The Idaho Press Club, of which I am a board member and chairman of the Press Club’s First Amendment Committee, was threatening to sue the lieutenant governor if she didn’t release the Google spreadsheet that contained public feedback to the lieutenant governor’s task force trying to find indoctrination in the education system.

One of the original public records requests, from Audrey Dutton of the Idaho Capital Sun, came in on April 21, 2021. Other reporters from Idaho Ed News and the Idaho Statesman also sought the same records. For two months, the lieutenant governor dragged her feet, declined to release the full document and didn’t comply with Idaho’s public records law.

Meanwhile, the task force was continuing to meet and work on potential legislation based, at least in part, on the feedback they were receiving from the public. The lieutenant governor was keeping that feedback a secret.

In cases like this, when a public official refuses to follow the law, the only recourse the public has is to file a lawsuit. The Idaho Press Club informed the lieutenant governor that’s what we intended to do if she continued to violate the law.

That’s when she got some good legal advice from Deputy Attorney General Rachel Kolts on June 7.

It’s not what she wanted to hear.

“We recommend that your office review the full spreadsheet for any redactions pursuant to (state code identifying a minor) and produce the full spreadsheet to Ms. Dutton as soon as possible and no later than the end of the business day tomorrow,” Kolts wrote. “If you disagree with our advice, you may wish to seek a second opinion from other counsel.”

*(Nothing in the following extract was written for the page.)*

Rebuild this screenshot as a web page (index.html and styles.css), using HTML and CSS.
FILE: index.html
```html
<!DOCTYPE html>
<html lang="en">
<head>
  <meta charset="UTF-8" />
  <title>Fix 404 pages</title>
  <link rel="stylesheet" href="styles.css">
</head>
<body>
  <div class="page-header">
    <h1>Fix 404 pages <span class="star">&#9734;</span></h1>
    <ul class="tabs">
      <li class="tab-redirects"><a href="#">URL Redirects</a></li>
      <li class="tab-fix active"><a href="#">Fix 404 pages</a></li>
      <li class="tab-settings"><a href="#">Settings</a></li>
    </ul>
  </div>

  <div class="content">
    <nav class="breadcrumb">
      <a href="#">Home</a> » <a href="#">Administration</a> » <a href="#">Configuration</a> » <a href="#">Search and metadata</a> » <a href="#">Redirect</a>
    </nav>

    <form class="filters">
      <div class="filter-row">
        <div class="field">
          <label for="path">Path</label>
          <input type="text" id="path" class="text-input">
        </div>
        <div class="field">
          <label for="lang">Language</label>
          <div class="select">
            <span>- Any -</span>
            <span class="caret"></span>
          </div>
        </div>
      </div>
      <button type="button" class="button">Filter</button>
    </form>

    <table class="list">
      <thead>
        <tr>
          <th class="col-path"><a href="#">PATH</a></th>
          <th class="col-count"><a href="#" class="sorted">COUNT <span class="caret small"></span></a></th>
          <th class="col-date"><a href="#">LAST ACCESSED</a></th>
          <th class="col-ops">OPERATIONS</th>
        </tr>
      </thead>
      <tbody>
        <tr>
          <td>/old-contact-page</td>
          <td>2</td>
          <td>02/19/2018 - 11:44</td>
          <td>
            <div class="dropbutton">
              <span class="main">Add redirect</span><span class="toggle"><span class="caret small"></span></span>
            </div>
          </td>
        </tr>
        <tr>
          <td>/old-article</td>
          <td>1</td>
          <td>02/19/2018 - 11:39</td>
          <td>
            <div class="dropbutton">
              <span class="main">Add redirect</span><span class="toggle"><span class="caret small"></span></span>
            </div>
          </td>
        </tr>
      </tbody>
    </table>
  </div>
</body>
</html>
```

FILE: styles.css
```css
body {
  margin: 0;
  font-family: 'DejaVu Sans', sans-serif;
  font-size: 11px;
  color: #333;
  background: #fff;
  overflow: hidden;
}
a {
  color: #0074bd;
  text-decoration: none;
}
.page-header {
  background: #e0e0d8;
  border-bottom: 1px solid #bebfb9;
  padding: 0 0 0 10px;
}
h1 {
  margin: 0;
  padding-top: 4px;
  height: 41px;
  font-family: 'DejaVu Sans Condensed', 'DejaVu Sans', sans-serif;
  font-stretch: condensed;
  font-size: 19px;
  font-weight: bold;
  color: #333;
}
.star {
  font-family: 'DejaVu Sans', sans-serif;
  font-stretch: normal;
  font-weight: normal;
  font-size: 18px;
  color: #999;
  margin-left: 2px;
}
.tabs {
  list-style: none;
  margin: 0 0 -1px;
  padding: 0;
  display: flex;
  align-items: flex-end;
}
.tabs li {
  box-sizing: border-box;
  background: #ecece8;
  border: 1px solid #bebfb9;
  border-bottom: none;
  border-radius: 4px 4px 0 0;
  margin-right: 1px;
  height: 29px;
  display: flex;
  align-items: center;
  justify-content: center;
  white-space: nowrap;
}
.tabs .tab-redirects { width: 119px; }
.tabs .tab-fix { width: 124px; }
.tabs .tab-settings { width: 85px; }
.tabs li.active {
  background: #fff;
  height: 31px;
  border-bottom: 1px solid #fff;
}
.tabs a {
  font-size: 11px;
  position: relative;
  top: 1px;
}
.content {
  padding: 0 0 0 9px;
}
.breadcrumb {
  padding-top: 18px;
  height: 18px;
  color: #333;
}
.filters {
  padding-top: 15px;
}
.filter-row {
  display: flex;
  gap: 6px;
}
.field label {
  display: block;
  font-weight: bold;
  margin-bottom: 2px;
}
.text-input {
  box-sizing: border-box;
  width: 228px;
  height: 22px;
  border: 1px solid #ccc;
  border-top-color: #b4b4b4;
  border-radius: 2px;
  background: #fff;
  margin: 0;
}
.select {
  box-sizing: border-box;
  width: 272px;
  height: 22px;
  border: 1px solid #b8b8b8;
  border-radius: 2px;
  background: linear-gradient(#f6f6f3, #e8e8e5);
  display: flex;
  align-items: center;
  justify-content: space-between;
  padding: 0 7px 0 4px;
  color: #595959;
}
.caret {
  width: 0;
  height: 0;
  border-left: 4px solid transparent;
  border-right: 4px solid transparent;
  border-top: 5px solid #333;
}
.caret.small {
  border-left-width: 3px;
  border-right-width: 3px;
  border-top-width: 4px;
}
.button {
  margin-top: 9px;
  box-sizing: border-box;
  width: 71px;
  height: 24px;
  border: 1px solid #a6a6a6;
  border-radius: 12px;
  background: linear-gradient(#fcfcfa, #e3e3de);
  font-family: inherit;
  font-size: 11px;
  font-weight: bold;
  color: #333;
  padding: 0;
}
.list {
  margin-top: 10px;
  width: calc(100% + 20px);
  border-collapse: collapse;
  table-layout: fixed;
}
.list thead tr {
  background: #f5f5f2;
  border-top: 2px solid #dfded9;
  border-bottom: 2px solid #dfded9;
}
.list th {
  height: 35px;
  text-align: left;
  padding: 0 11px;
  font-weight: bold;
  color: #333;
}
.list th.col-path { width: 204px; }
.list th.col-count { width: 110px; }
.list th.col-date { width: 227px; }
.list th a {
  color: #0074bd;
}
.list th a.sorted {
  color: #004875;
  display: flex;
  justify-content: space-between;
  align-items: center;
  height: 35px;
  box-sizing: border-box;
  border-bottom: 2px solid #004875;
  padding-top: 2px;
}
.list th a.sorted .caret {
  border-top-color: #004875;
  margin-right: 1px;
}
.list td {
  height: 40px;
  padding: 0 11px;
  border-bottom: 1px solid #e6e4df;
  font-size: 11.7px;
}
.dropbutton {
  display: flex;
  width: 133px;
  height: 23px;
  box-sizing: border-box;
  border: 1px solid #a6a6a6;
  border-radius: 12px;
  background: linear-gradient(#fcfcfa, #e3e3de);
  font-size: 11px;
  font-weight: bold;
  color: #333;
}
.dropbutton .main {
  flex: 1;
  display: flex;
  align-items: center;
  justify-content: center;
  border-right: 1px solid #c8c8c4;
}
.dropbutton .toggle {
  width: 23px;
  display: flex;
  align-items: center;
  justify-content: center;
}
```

McGeachin had a choice at that moment: follow the Attorney General’s Office’s advice or continue to fight it with outside counsel.

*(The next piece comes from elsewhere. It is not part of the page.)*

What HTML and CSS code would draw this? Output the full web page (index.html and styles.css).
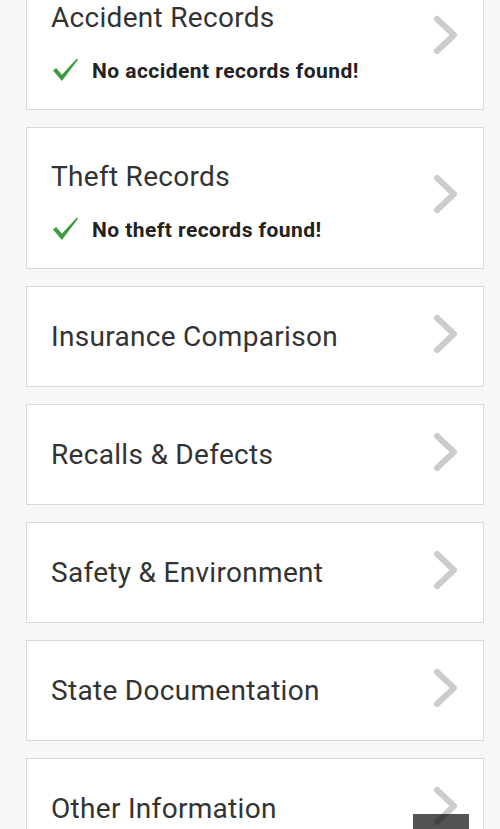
FILE: index.html
```html
<!DOCTYPE html>
<html>
<head>
<meta charset="utf-8">
<link rel="stylesheet" href="styles.css">
</head>
<body>
<div class="list">
  <a class="card tall">
    <div class="body">
      <div class="title">Accident Records</div>
      <div class="status"><svg class="check" viewBox="0 0 26 24"><path d="M1 13 L4 10.5 L9.5 17 L24 1.5 L25 2.5 L9.5 23 Z" fill="#3d9b3d"/></svg><span>No accident records found!</span></div>
    </div>
    <svg class="chev" viewBox="0 0 26 40"><path d="M4 4 L21 20 L4 36" fill="none" stroke="#cccccc" stroke-width="6" stroke-linecap="round" stroke-linejoin="round"/></svg>
  </a>
  <a class="card tall">
    <div class="body">
      <div class="title">Theft Records</div>
      <div class="status"><svg class="check" viewBox="0 0 26 24"><path d="M1 13 L4 10.5 L9.5 17 L24 1.5 L25 2.5 L9.5 23 Z" fill="#3d9b3d"/></svg><span>No theft records found!</span></div>
    </div>
    <svg class="chev" viewBox="0 0 26 40"><path d="M4 4 L21 20 L4 36" fill="none" stroke="#cccccc" stroke-width="6" stroke-linecap="round" stroke-linejoin="round"/></svg>
  </a>
  <a class="card">
    <div class="body"><div class="title">Insurance Comparison</div></div>
    <svg class="chev" viewBox="0 0 26 40"><path d="M4 4 L21 20 L4 36" fill="none" stroke="#cccccc" stroke-width="6" stroke-linecap="round" stroke-linejoin="round"/></svg>
  </a>
  <a class="card">
    <div class="body"><div class="title">Recalls &amp; Defects</div></div>
    <svg class="chev" viewBox="0 0 26 40"><path d="M4 4 L21 20 L4 36" fill="none" stroke="#cccccc" stroke-width="6" stroke-linecap="round" stroke-linejoin="round"/></svg>
  </a>
  <a class="card">
    <div class="body"><div class="title">Safety &amp; Environment</div></div>
    <svg class="chev" viewBox="0 0 26 40"><path d="M4 4 L21 20 L4 36" fill="none" stroke="#cccccc" stroke-width="6" stroke-linecap="round" stroke-linejoin="round"/></svg>
  </a>
  <a class="card">
    <div class="body"><div class="title">State Documentation</div></div>
    <svg class="chev" viewBox="0 0 26 40"><path d="M4 4 L21 20 L4 36" fill="none" stroke="#cccccc" stroke-width="6" stroke-linecap="round" stroke-linejoin="round"/></svg>
  </a>
  <a class="card">
    <div class="body"><div class="title">Other Information</div></div>
    <svg class="chev" viewBox="0 0 26 40"><path d="M4 4 L21 20 L4 36" fill="none" stroke="#cccccc" stroke-width="6" stroke-linecap="round" stroke-linejoin="round"/></svg>
  </a>
</div>
<div class="totop"></div>
</body>
</html>
```
FILE: styles.css
```css
html, body {
  margin: 0;
  padding: 0;
  background: #f7f7f7;
  height: 829px;
  overflow: hidden;
}
body {
  font-family: Roboto, "Liberation Sans", sans-serif;
  color: #333333;
}
.list {
  display: flex;
  flex-direction: column;
  gap: 17px;
  margin: -32px 16px 0 26px;
}
.card {
  display: flex;
  align-items: center;
  background: #ffffff;
  border: 1px solid #d9d9d9;
  height: 99px;
  padding: 0 24px 0 24px;
  text-decoration: none;
  color: inherit;
}
.card.tall {
  height: 140px;
}
.body {
  flex: 1;
  display: flex;
  flex-direction: column;
}
.tall .body {
  padding-top: 6px;
}
.title {
  font-size: 28px;
  letter-spacing: 0.3px;
  line-height: 32px;
  color: #333333;
}
.status {
  display: flex;
  align-items: center;
  margin-top: 23px;
  font-size: 21px;
  letter-spacing: 0.45px;
  font-weight: 700;
  color: #222222;
}
.status span {
  margin-bottom: -2px;
}
.check {
  width: 27px;
  height: 25px;
  margin-left: 1px;
  margin-right: 13px;
}
.chev {
  width: 26px;
  height: 40px;
  margin-bottom: 6px;
}
.tall .chev {
  margin-bottom: 8px;
}
.totop {
  position: fixed;
  left: 413px;
  top: 814px;
  width: 56px;
  height: 20px;
  background: rgba(0, 0, 0, 0.67);
}
```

McGeachin chose the latter.

It was a bad decision. A really bad decision.

With Sandpoint lawyer Colton Boyles as her attorney, McGeachin lost badly, with a strongly worded decision that chastised McGeachin and shredded Boyles’ deeply flawed legal arguments. McGeachin was ordered to turn over the records and pay the Idaho Press Club’s attorney fees, court costs and a $750 civil fine.

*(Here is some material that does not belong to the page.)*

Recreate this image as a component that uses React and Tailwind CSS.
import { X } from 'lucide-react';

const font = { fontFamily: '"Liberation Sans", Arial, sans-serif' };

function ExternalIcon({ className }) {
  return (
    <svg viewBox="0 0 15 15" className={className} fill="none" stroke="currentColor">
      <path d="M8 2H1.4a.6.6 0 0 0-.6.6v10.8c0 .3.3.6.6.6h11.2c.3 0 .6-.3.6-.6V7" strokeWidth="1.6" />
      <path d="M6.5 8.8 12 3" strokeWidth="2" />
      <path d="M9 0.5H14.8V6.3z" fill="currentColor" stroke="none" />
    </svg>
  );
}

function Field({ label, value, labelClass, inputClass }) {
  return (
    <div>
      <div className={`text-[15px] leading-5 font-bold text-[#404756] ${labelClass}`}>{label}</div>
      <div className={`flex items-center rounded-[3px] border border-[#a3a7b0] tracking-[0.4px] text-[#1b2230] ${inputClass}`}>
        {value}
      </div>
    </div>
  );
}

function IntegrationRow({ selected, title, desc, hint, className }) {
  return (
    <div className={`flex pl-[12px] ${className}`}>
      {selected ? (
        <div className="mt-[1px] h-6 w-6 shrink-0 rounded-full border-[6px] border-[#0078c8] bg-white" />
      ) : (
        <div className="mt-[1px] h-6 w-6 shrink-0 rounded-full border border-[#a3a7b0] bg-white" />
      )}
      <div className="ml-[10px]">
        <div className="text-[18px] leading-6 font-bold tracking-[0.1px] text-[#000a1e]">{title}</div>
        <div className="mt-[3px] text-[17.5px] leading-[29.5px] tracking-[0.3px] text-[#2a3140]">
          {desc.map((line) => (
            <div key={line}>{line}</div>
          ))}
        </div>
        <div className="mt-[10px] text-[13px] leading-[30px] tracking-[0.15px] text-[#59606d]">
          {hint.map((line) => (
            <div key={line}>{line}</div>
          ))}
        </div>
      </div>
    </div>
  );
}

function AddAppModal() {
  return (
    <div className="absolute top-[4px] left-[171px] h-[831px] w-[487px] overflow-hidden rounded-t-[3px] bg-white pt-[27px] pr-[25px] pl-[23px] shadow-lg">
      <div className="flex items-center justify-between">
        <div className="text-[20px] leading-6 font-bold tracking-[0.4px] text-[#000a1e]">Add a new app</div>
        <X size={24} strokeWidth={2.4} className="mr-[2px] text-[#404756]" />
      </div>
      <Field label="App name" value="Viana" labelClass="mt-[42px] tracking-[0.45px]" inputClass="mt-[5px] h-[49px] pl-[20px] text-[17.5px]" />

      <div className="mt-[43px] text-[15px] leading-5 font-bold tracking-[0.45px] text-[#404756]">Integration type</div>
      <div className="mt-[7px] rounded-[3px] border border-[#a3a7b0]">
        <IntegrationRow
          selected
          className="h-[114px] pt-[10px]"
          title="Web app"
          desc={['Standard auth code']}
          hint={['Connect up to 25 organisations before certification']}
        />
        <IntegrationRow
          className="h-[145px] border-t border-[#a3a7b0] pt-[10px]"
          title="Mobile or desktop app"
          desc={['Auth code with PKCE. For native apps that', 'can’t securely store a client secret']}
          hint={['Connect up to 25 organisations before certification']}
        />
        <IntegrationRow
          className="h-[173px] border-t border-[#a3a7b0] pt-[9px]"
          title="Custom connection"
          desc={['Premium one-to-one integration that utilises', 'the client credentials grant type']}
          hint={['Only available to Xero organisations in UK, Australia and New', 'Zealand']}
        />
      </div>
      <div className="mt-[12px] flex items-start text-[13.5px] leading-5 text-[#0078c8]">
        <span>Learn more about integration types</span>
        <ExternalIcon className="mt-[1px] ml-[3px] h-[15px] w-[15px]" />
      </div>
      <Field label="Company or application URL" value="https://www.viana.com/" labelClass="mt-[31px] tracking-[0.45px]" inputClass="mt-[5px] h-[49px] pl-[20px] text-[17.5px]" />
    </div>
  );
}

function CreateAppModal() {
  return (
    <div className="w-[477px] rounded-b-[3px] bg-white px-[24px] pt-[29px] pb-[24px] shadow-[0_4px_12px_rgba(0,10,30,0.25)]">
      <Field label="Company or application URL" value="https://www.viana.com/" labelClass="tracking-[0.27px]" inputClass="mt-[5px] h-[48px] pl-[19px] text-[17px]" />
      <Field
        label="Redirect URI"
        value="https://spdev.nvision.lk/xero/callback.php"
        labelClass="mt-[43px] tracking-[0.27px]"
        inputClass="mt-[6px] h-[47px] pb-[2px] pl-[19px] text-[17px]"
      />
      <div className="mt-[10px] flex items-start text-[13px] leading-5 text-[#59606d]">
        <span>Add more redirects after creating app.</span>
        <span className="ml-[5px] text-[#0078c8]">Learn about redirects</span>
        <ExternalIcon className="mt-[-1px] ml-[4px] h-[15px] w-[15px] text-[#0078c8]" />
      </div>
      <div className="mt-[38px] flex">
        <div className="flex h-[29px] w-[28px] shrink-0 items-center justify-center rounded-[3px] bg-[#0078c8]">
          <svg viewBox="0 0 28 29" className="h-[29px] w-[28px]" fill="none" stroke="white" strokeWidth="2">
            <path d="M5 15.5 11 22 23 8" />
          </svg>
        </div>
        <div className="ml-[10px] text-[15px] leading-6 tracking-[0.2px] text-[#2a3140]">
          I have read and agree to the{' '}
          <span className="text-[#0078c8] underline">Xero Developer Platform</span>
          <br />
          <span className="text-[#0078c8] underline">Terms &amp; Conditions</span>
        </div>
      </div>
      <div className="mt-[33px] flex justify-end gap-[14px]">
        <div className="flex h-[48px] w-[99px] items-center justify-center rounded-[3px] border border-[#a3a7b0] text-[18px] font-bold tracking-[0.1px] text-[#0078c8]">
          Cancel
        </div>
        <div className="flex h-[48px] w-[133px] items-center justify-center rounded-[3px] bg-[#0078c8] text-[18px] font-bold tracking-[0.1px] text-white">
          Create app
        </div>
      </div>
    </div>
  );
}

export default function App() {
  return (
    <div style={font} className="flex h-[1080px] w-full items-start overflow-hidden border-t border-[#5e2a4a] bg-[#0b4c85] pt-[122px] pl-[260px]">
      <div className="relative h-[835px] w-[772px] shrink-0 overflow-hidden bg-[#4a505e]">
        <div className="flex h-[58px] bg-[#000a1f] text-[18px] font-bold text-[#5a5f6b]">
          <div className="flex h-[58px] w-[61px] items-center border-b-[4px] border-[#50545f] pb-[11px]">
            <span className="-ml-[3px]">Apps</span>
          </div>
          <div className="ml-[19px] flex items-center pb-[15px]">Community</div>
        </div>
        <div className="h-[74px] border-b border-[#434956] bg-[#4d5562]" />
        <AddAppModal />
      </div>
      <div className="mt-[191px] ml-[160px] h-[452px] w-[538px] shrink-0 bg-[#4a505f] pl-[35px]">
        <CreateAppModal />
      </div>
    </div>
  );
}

Now, McGeachin is asking the Legislature’s Joint Finance-Appropriations Committee to add money to her budget to pay the court-ordered legal bill of nearly $29,000.

The lieutenant governor’s total budget is $183,100. McGeachin has said she may have to cut staff if the legal fees are pulled from that budget, according to the Associated Press.

So be it.

The taxpayers should be held harmless for McGeachin’s bad decision to ignore the (taxpayer-funded) advice of the Attorney General’s Office.

Had she heeded that advice on June 7, there would have been no lawsuit, no delay, no court costs, no civil fine and no attorney fees.

“This entire matter is an excellent demonstration of why government should seek legal counsel that it needs to hear instead of what it wants to hear,” Attorney General spokesman Scott Graf said in October.

Taxpayers will still be paying for her mistake, as the lieutenant governor’s budget is paid by taxpayers. But we shouldn’t give her more money on top of what she’s already getting.

McGeachin and any public official, for that matter, should know that decisions like this have consequences. If taxpayers simply hand over another $29,000 to bail her out, there is little incentive for her to do the right thing in the future.

Making her pay out of her own budget provides a disincentive to make risky and faulty decisions like this.

Members of the Legislature’s budget-setting committee should turn down this request.